The average 2-year fixed rate increased to 6.46% on 13 October. This was the highest rate since 2008 and a huge jump from the usual average of around 2 or 3%.

What the Bank of England base rate increase means for tracker mortgages

We’ve found that since January 2022, 4.1% of Trussle customers’ mortgage applications have been for tracker mortgages. 

Significantly, 71.8% of all tracker mortgage applications have come in the 6 weeks following the mini budget in September 2022. This is because tracker rates are currently lower and more affordable than fixed-rate mortgages.

Are trackers a better option than a fixed rate

At first glance, getting a tracker mortgage may not seem like the best approach while interest rates continue to go up. But they could be a better choice than fixing your mortgage at a high rate for 2, 3, or 5 years.

According to MoneyFacts, the day after the base rate rose from 2.25% to 3%, the average 2-year tracker was around 3.85%. This is lower than the average 2-year fixed rate which stood at 6.46% at the time.
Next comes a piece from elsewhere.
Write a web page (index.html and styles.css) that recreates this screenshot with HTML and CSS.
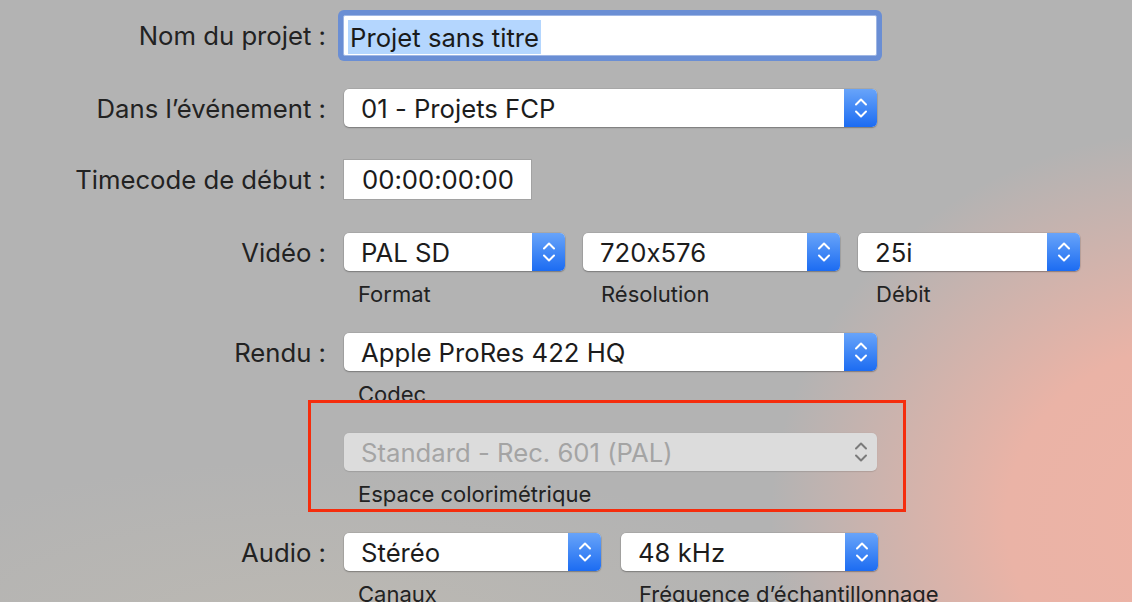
FILE: index.html
```html
<!DOCTYPE html>
<html lang="fr">
<head>
<meta charset="utf-8">
<title>Nouveau projet</title>
<link rel="stylesheet" href="styles.css">
</head>
<body>
<div class="form">
  <div class="row row-name">
    <div class="label tall">Nom du projet :</div>
    <div class="textfield focused"><span class="sel">Projet sans titre</span></div>
  </div>

  <div class="row row-event">
    <div class="label">Dans l’événement :</div>
    <div class="controls">
      <div class="popup wide">
        <span class="value">01 - Projets FCP</span>
        <span class="stepper"><svg viewBox="0 0 14 22" width="14" height="22"><path d="M2 7.5 7 2.5 12 7.5M2 14.5 7 19.5 12 14.5"/></svg></span>
      </div>
    </div>
  </div>

  <div class="row row-tc">
    <div class="label tall">Timecode de début :</div>
    <div class="textfield tc">00:00:00:00</div>
  </div>

  <div class="row row-video">
    <div class="label">Vidéo :</div>
    <div class="controls">
      <div class="group">
        <div class="popup w-format">
          <span class="value">PAL SD</span>
          <span class="stepper"><svg viewBox="0 0 14 22" width="14" height="22"><path d="M2 7.5 7 2.5 12 7.5M2 14.5 7 19.5 12 14.5"/></svg></span>
        </div>
        <div class="caption">Format</div>
      </div>
      <div class="group">
        <div class="popup w-res">
          <span class="value">720x576</span>
          <span class="stepper"><svg viewBox="0 0 14 22" width="14" height="22"><path d="M2 7.5 7 2.5 12 7.5M2 14.5 7 19.5 12 14.5"/></svg></span>
        </div>
        <div class="caption shift">Résolution</div>
      </div>
      <div class="group">
        <div class="popup w-rate">
          <span class="value">25i</span>
          <span class="stepper"><svg viewBox="0 0 14 22" width="14" height="22"><path d="M2 7.5 7 2.5 12 7.5M2 14.5 7 19.5 12 14.5"/></svg></span>
        </div>
        <div class="caption shift">Débit</div>
      </div>
    </div>
  </div>

  <div class="row row-rendu">
    <div class="label">Rendu :</div>
    <div class="controls">
      <div class="group">
        <div class="popup wide">
          <span class="value">Apple ProRes 422 HQ</span>
          <span class="stepper"><svg viewBox="0 0 14 22" width="14" height="22"><path d="M2 7.5 7 2.5 12 7.5M2 14.5 7 19.5 12 14.5"/></svg></span>
        </div>
        <div class="caption">Codec</div>
      </div>
    </div>
  </div>

  <div class="row row-space">
    <div class="label"></div>
    <div class="controls">
      <div class="group">
        <div class="popup wide disabled">
          <span class="value">Standard - Rec. 601 (PAL)</span>
          <span class="stepper"><svg viewBox="0 0 14 22" width="14" height="22"><path d="M2 7.5 7 2.5 12 7.5M2 14.5 7 19.5 12 14.5"/></svg></span>
        </div>
        <div class="caption">Espace colorimétrique</div>
      </div>
    </div>
  </div>

  <div class="row row-audio">
    <div class="label">Audio :</div>
    <div class="controls audio">
      <div class="group">
        <div class="popup w-half">
          <span class="value">Stéréo</span>
          <span class="stepper"><svg viewBox="0 0 14 22" width="14" height="22"><path d="M2 7.5 7 2.5 12 7.5M2 14.5 7 19.5 12 14.5"/></svg></span>
        </div>
        <div class="caption">Canaux</div>
      </div>
      <div class="group">
        <div class="popup w-half">
          <span class="value">48 kHz</span>
          <span class="stepper"><svg viewBox="0 0 14 22" width="14" height="22"><path d="M2 7.5 7 2.5 12 7.5M2 14.5 7 19.5 12 14.5"/></svg></span>
        </div>
        <div class="caption shift">Fréquence d’échantillonnage</div>
      </div>
    </div>
  </div>

  <div class="highlight-box"></div>
</div>
</body>
</html>
```

FILE: styles.css
```css
html, body {
  margin: 0;
  padding: 0;
}

body {
  width: 1132px;
  height: 602px;
  overflow: hidden;
  font-family: Inter, "Helvetica Neue", "Liberation Sans", sans-serif;
  font-feature-settings: "calt" 0;
  color: #222;
  background:
    radial-gradient(ellipse 430px 390px at 1200px 520px, #eeb3a5 0%, #eab3a6 45%, rgba(234, 179, 166, 0) 100%),
    radial-gradient(ellipse 520px 180px at 320px 640px, rgba(196, 190, 178, 0.55), rgba(179, 179, 179, 0)),
    #b3b3b3;
}

.form {
  position: relative;
  padding-top: 15px;
}

.row {
  display: flex;
  column-gap: 17px;
  align-items: flex-start;
}

.label {
  flex: none;
  width: 326px;
  height: 38px;
  line-height: 39px;
  text-align: right;
  font-size: 25.7px;
  color: #222;
  white-space: nowrap;
}

.label.tall {
  height: 41px;
  line-height: 42px;
}

.row-name { margin-bottom: 33px; }
.row-event { margin-bottom: 32px; }
.row-tc { margin-bottom: 33px; }
.row-video,
.row-rendu,
.row-space { margin-bottom: 26px; }

.controls {
  display: flex;
  column-gap: 18px;
  padding-left: 1px;
}

.controls.audio {
  column-gap: 20px;
}

.group {
  display: flex;
  flex-direction: column;
}

/* Text fields */
.textfield {
  box-sizing: border-box;
  height: 41px;
  background: #fff;
  font-size: 25.7px;
  color: #1a1a1a;
  white-space: nowrap;
}

.textfield.focused {
  width: 534px;
  border: 1px solid #9fb6e4;
  border-radius: 2px;
  box-shadow: 0 0 0 5px #6a8ed4;
  padding: 4px 0 0 4px;
}

.sel {
  display: inline-block;
  background: #b4d6fe;
  height: 34px;
  line-height: 35px;
  padding: 0 2px 0 2px;
}

.textfield.tc {
  width: 189px;
  border: 1px solid #a2a2a2;
  line-height: 40px;
  padding-left: 18px;
}

/* Pop-up buttons */
.popup {
  display: flex;
  height: 38px;
  background: #fff;
  border-radius: 5px;
  box-shadow: 0 1px 1.5px rgba(0, 0, 0, 0.28), 0 0 0 0.5px rgba(0, 0, 0, 0.12);
  overflow: hidden;
}

.popup.wide { width: 533px; }
.popup.w-format { width: 221px; }
.popup.w-res { width: 257px; }
.popup.w-rate { width: 222px; }
.popup.w-half { width: 257px; }

.popup .value {
  flex: 1;
  padding-left: 17px;
  font-size: 25.7px;
  line-height: 39px;
  color: #1c1c1c;
  white-space: nowrap;
}

.popup .stepper {
  flex: none;
  width: 33px;
  display: flex;
  align-items: center;
  justify-content: center;
  background: linear-gradient(#68a4f9, #1c6cf2);
}

.popup .stepper svg path {
  fill: none;
  stroke: #fff;
  stroke-width: 2;
  stroke-linecap: round;
  stroke-linejoin: round;
}

.popup.disabled {
  background: #dcdcdc;
  box-shadow: 0 0.5px 1px rgba(0, 0, 0, 0.12);
}

.popup.disabled .value {
  color: #a4a4a4;
}

.popup.disabled .stepper {
  background: transparent;
}

.popup.disabled .stepper svg path {
  stroke: #7b7b7b;
  stroke-width: 2;
}

.caption {
  margin-top: 10px;
  height: 26px;
  line-height: 26px;
  font-size: 22px;
  color: #222;
  padding-left: 14px;
  white-space: nowrap;
}

.caption.shift {
  padding-left: 18px;
}

/* Annotation frame */
.highlight-box {
  position: absolute;
  left: 308px;
  top: 400px;
  width: 598px;
  height: 112px;
  box-sizing: border-box;
  border: 3px solid #f52d0d;
  pointer-events: none;
}
```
With fixed rates currently at around 6%, locking in at that rate for 2 or more years could end up being more expensive than a tracker. This could be the case even if the base rate and trackers continue to increase, as fixed rates may still be more costly.

What the Bank of England base rate increase means for variable rate mortgages

If you’re on a variable rate mortgage, you may have seen your mortgage repayments increase over the past year, due to the difficult financial climate.  

However, standard variable rates (SVRs) are not directly linked to the BofE base rate and are instead decided by the lender. 

If your mortgage repayments are becoming difficult to afford, you should consider speaking to a mortgage broker to find out what your options are.

When does the Bank of England base rate change?

The BofE base rate has recently increased approximately every 6 weeks and is often a response to fluctuations in the rate of inflation.

The next base rate change can be expected in December 2022.